Crisp, vibrant mandarin and tangerine flavors. Creamy mouthfeel, warm vanilla and oak. Enjoy this wine with lighter poultry entrees, seafood, shellfish and cream-sauced pastas.
Appellation: Santa Lucia Highlands
Blend: 100% Chardonnay
Alcohol Percent: 14.7
3 Branzini fish
(Each fish will yield two servings, and we recommend purchasing the fish cleaned.)
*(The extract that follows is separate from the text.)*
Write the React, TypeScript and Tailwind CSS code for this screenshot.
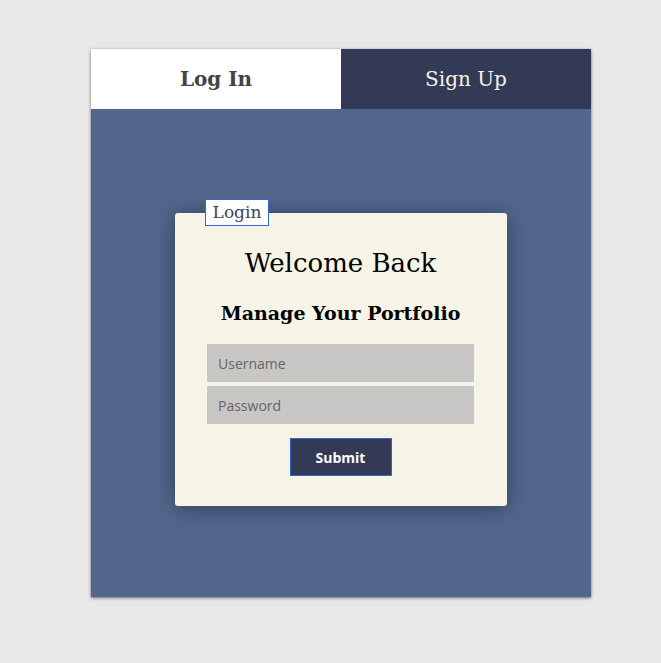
import { useState } from 'react'

const serif = { fontFamily: '"DejaVu Serif", "Liberation Serif", serif' }
const sans = { fontFamily: '"Open Sans", "DejaVu Sans", sans-serif' }

const App = () => {
    const [tab, setTab] = useState<'login' | 'signup'>('login')

    return (
        <div className="min-h-[663px] bg-[#e8e8e8] pt-[49px] pl-[91px]">
            <div className="w-[500px] shadow-[0_1px_3px_rgba(0,0,0,0.55)]">
                <div className="flex h-[60px]" style={serif}>
                    <button
                        onClick={() => setTab('login')}
                        className={`w-[250px] text-[20px] ${tab === 'login' ? 'bg-white text-[#444] font-bold' : 'bg-[#333a56] text-[#f5f3e5]'}`}
                    >
                        Log In
                    </button>
                    <button
                        onClick={() => setTab('signup')}
                        className={`w-[250px] text-[20px] ${tab === 'signup' ? 'bg-white text-[#444] font-bold' : 'bg-[#333a56] text-[#f5f3e5]'}`}
                    >
                        Sign Up
                    </button>
                </div>

                <div className="bg-[#52668d] h-[488px] pt-[104px] pl-[84px]">
                    <div className="relative w-[332px] h-[293px] bg-[#f6f4e6] rounded-[3px] shadow-[0_2px_22px_rgba(0,0,0,0.4)] pl-[32px] pr-[33px] pt-[34px] flex flex-col items-center">
                        <div
                            className="absolute left-[30px] -top-[14px] w-[64px] h-[27px] bg-white border border-[#3366cc] text-[#3b3f66] text-[17px] flex items-center justify-center"
                            style={serif}
                        >
                            Login
                        </div>
                        <h1 className="text-[26px] leading-[32px] text-black" style={serif}>Welcome Back</h1>
                        <h2 className="mt-[21px] text-[19px] leading-[26px] font-bold text-black" style={serif}>Manage Your Portfolio</h2>
                        <form className="mt-[18px] w-[267px] flex flex-col items-center" onSubmit={(e) => e.preventDefault()}>
                            <input
                                type="text"
                                placeholder="Username"
                                className="w-full h-[38px] bg-[#c8c7c5] px-[11px] text-[14px] text-[#333] placeholder:text-[#666] outline-none"
                                style={sans}
                            />
                            <input
                                type="password"
                                placeholder="Password"
                                className="mt-[4px] w-full h-[38px] bg-[#c8c7c5] px-[11px] text-[14px] text-[#333] placeholder:text-[#666] outline-none"
                                style={sans}
                            />
                            <button
                                type="submit"
                                className="mt-[14px] w-[102px] h-[38px] bg-[#333a56] border border-[#3366cc] text-white text-[14px] font-bold"
                                style={sans}
                            >
                                Submit
                            </button>
                        </form>
                    </div>
                </div>
            </div>
        </div>
    )
}

export default App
1 Vidalia onion cut into thin strips (juilened)
4 cups chicken stock
4 pieces applewood smoked bacon, cut into lardons
2 tablespoons butter
Put a pan on medium-high heat and add 1-2 tablespoons of corn or vegetable oil. Season the skin-side of the fish with salt and place in the heated oil, skin-side down. Lightly hold the fish down with your fingers or spatula so the fish does not curl. When the fish starts to brown, turn the heat down to low. This allows the fish to cook the majority of the way through while maintaining that crisp skin. If the fish is browning too fast, flip the fish briefly onto the flesh side to finish. When done, transfer to paper towels and pat off any grease.
Sweet onion and bacon Jus
In a sauce pan on medium heat, render the bacon to release its fat, but do not crisp the bacon – you want it to still be soft. Add the onion to the rendered fat and cook slowly till the onions have no bite, about 10-15 minutes. Add a half cup of the chicken stock and reduce to a glaze. Repeat the process till most of the chicken stock has been used. On the last half cup, reduce just enough for the liquid to lightly coat a spoon. Finish the sauce by adding the butter and salt to taste. Strain the liquid when ready to remove any bits. The preferred side for the dish is English Pea risotto. Start the fish when the risotto has finished cooking. To plate the dish, put the risotto down center and add the fish on top. Add roasted strips of tomato around the risotto for color and texture. Bring the Jus to a slight boil and sauce around the fish. You can garnish with chives or the herb of your choice.